SHORT PROBLEM:
Exactly repeat the material, dropping only the pictures.

-------- SUPPLIED INFORMATION --------

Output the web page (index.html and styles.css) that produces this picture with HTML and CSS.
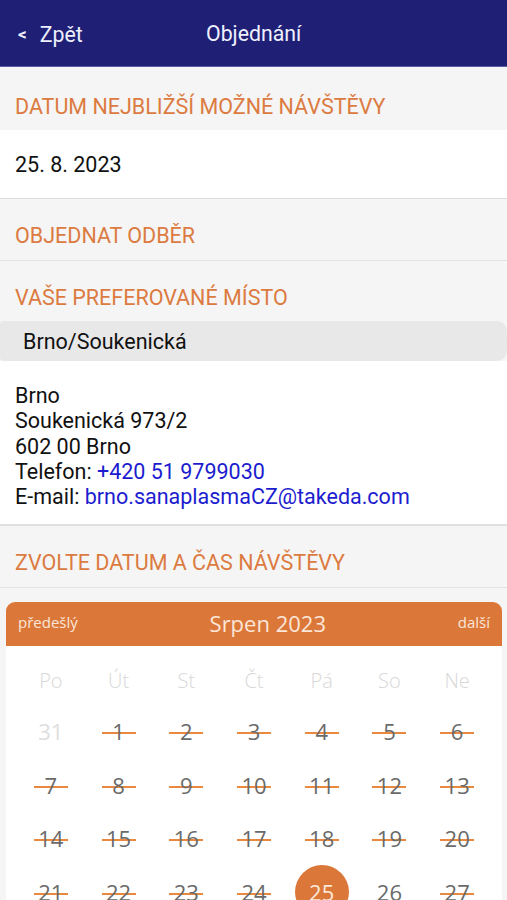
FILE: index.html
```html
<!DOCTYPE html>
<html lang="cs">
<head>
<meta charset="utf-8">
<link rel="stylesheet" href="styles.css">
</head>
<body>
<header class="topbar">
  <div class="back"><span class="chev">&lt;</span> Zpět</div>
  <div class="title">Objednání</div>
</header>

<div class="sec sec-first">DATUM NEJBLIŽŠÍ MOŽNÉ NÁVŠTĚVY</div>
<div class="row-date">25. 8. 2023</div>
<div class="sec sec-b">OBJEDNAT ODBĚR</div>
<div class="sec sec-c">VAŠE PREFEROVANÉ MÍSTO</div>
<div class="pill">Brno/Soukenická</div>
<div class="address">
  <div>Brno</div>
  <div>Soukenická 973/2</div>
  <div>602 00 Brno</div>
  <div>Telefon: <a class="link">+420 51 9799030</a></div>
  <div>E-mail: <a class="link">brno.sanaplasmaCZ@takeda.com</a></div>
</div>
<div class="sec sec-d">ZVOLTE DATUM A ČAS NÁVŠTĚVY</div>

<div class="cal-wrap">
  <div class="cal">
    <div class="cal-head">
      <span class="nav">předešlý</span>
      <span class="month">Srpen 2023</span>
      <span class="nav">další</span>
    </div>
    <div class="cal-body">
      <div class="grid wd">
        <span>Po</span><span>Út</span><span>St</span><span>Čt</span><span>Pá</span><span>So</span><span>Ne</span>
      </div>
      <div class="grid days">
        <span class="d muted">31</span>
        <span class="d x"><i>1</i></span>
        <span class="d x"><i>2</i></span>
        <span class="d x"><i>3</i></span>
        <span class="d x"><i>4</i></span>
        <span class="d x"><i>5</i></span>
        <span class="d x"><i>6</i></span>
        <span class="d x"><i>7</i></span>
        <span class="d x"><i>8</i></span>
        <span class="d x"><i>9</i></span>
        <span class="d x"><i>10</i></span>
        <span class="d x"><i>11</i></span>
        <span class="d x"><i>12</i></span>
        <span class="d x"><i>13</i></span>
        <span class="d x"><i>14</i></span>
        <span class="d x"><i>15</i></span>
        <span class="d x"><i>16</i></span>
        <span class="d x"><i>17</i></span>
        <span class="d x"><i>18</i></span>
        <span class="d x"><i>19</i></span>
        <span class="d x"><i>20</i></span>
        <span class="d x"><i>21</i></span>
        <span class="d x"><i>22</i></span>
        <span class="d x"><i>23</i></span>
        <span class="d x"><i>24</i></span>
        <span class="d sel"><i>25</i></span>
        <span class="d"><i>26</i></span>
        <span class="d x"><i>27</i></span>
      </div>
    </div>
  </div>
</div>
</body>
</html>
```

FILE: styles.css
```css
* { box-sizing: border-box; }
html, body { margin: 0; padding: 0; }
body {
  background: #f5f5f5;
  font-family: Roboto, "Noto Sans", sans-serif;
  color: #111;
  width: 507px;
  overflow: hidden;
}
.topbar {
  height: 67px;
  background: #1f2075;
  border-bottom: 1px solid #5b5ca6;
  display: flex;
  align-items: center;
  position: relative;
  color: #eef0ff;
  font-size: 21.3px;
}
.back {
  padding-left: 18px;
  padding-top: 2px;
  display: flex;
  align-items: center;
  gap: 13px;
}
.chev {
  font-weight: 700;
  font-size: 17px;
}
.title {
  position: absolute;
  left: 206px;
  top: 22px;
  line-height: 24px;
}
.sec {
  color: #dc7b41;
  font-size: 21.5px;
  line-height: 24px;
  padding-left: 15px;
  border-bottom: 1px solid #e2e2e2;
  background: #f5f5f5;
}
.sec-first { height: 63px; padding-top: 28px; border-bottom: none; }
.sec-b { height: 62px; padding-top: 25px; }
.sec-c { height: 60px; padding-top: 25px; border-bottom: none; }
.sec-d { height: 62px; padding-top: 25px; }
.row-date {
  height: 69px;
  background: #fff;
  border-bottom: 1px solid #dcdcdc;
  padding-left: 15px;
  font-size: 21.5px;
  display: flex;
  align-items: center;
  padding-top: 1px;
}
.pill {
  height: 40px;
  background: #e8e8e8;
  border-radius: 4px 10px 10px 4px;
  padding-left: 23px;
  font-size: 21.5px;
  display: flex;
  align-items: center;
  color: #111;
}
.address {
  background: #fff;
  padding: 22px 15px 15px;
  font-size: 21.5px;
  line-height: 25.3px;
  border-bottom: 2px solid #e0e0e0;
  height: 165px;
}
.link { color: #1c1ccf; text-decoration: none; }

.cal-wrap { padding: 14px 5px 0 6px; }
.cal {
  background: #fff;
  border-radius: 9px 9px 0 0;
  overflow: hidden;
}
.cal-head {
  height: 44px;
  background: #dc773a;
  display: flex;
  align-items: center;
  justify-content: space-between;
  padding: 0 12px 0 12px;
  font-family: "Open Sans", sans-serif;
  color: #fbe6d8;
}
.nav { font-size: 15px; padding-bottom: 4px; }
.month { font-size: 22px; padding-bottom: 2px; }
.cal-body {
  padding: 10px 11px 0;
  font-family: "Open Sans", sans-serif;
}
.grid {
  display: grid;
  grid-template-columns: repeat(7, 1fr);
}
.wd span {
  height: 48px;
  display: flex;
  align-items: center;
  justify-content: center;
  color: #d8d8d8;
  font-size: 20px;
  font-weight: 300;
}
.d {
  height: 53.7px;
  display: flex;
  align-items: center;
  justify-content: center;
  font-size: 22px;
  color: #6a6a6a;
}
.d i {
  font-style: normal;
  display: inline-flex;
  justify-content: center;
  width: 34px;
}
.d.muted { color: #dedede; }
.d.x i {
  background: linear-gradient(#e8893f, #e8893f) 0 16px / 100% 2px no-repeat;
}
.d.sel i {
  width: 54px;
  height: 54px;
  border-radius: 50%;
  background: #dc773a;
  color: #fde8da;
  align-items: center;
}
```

--------

SOLVED PROBLEM:
Output the web page (index.html and styles.css) that produces this picture with HTML and CSS.
FILE: index.html
```html
<!DOCTYPE html>
<html lang="cs">
<head>
<meta charset="utf-8">
<link rel="stylesheet" href="styles.css">
</head>
<body>
<header class="topbar">
  <div class="back"><span class="chev">&lt;</span> Zpět</div>
  <div class="title">Objednání</div>
</header>

<div class="sec sec-first">DATUM NEJBLIŽŠÍ MOŽNÉ NÁVŠTĚVY</div>
<div class="row-date">25. 8. 2023</div>
<div class="sec sec-b">OBJEDNAT ODBĚR</div>
<div class="sec sec-c">VAŠE PREFEROVANÉ MÍSTO</div>
<div class="pill">Brno/Soukenická</div>
<div class="address">
  <div>Brno</div>
  <div>Soukenická 973/2</div>
  <div>602 00 Brno</div>
  <div>Telefon: <a class="link">+420 51 9799030</a></div>
  <div>E-mail: <a class="link">brno.sanaplasmaCZ@takeda.com</a></div>
</div>
<div class="sec sec-d">ZVOLTE DATUM A ČAS NÁVŠTĚVY</div>

<div class="cal-wrap">
  <div class="cal">
    <div class="cal-head">
      <span class="nav">předešlý</span>
      <span class="month">Srpen 2023</span>
      <span class="nav">další</span>
    </div>
    <div class="cal-body">
      <div class="grid wd">
        <span>Po</span><span>Út</span><span>St</span><span>Čt</span><span>Pá</span><span>So</span><span>Ne</span>
      </div>
      <div class="grid days">
        <span class="d muted">31</span>
        <span class="d x"><i>1</i></span>
        <span class="d x"><i>2</i></span>
        <span class="d x"><i>3</i></span>
        <span class="d x"><i>4</i></span>
        <span class="d x"><i>5</i></span>
        <span class="d x"><i>6</i></span>
        <span class="d x"><i>7</i></span>
        <span class="d x"><i>8</i></span>
        <span class="d x"><i>9</i></span>
        <span class="d x"><i>10</i></span>
        <span class="d x"><i>11</i></span>
        <span class="d x"><i>12</i></span>
        <span class="d x"><i>13</i></span>
        <span class="d x"><i>14</i></span>
        <span class="d x"><i>15</i></span>
        <span class="d x"><i>16</i></span>
        <span class="d x"><i>17</i></span>
        <span class="d x"><i>18</i></span>
        <span class="d x"><i>19</i></span>
        <span class="d x"><i>20</i></span>
        <span class="d x"><i>21</i></span>
        <span class="d x"><i>22</i></span>
        <span class="d x"><i>23</i></span>
        <span class="d x"><i>24</i></span>
        <span class="d sel"><i>25</i></span>
        <span class="d"><i>26</i></span>
        <span class="d x"><i>27</i></span>
      </div>
    </div>
  </div>
</div>
</body>
</html>
```

FILE: styles.css
```css
* { box-sizing: border-box; }
html, body { margin: 0; padding: 0; }
body {
  background: #f5f5f5;
  font-family: Roboto, "Noto Sans", sans-serif;
  color: #111;
  width: 507px;
  overflow: hidden;
}
.topbar {
  height: 67px;
  background: #1f2075;
  border-bottom: 1px solid #5b5ca6;
  display: flex;
  align-items: center;
  position: relative;
  color: #eef0ff;
  font-size: 21.3px;
}
.back {
  padding-left: 18px;
  padding-top: 2px;
  display: flex;
  align-items: center;
  gap: 13px;
}
.chev {
  font-weight: 700;
  font-size: 17px;
}
.title {
  position: absolute;
  left: 206px;
  top: 22px;
  line-height: 24px;
}
.sec {
  color: #dc7b41;
  font-size: 21.5px;
  line-height: 24px;
  padding-left: 15px;
  border-bottom: 1px solid #e2e2e2;
  background: #f5f5f5;
}
.sec-first { height: 63px; padding-top: 28px; border-bottom: none; }
.sec-b { height: 62px; padding-top: 25px; }
.sec-c { height: 60px; padding-top: 25px; border-bottom: none; }
.sec-d { height: 62px; padding-top: 25px; }
.row-date {
  height: 69px;
  background: #fff;
  border-bottom: 1px solid #dcdcdc;
  padding-left: 15px;
  font-size: 21.5px;
  display: flex;
  align-items: center;
  padding-top: 1px;
}
.pill {
  height: 40px;
  background: #e8e8e8;
  border-radius: 4px 10px 10px 4px;
  padding-left: 23px;
  font-size: 21.5px;
  display: flex;
  align-items: center;
  color: #111;
}
.address {
  background: #fff;
  padding: 22px 15px 15px;
  font-size: 21.5px;
  line-height: 25.3px;
  border-bottom: 2px solid #e0e0e0;
  height: 165px;
}
.link { color: #1c1ccf; text-decoration: none; }

.cal-wrap { padding: 14px 5px 0 6px; }
.cal {
  background: #fff;
  border-radius: 9px 9px 0 0;
  overflow: hidden;
}
.cal-head {
  height: 44px;
  background: #dc773a;
  display: flex;
  align-items: center;
  justify-content: space-between;
  padding: 0 12px 0 12px;
  font-family: "Open Sans", sans-serif;
  color: #fbe6d8;
}
.nav { font-size: 15px; padding-bottom: 4px; }
.month { font-size: 22px; padding-bottom: 2px; }
.cal-body {
  padding: 10px 11px 0;
  font-family: "Open Sans", sans-serif;
}
.grid {
  display: grid;
  grid-template-columns: repeat(7, 1fr);
}
.wd span {
  height: 48px;
  display: flex;
  align-items: center;
  justify-content: center;
  color: #d8d8d8;
  font-size: 20px;
  font-weight: 300;
}
.d {
  height: 53.7px;
  display: flex;
  align-items: center;
  justify-content: center;
  font-size: 22px;
  color: #6a6a6a;
}
.d i {
  font-style: normal;
  display: inline-flex;
  justify-content: center;
  width: 34px;
}
.d.muted { color: #dedede; }
.d.x i {
  background: linear-gradient(#e8893f, #e8893f) 0 16px / 100% 2px no-repeat;
}
.d.sel i {
  width: 54px;
  height: 54px;
  border-radius: 50%;
  background: #dc773a;
  color: #fde8da;
  align-items: center;
}
```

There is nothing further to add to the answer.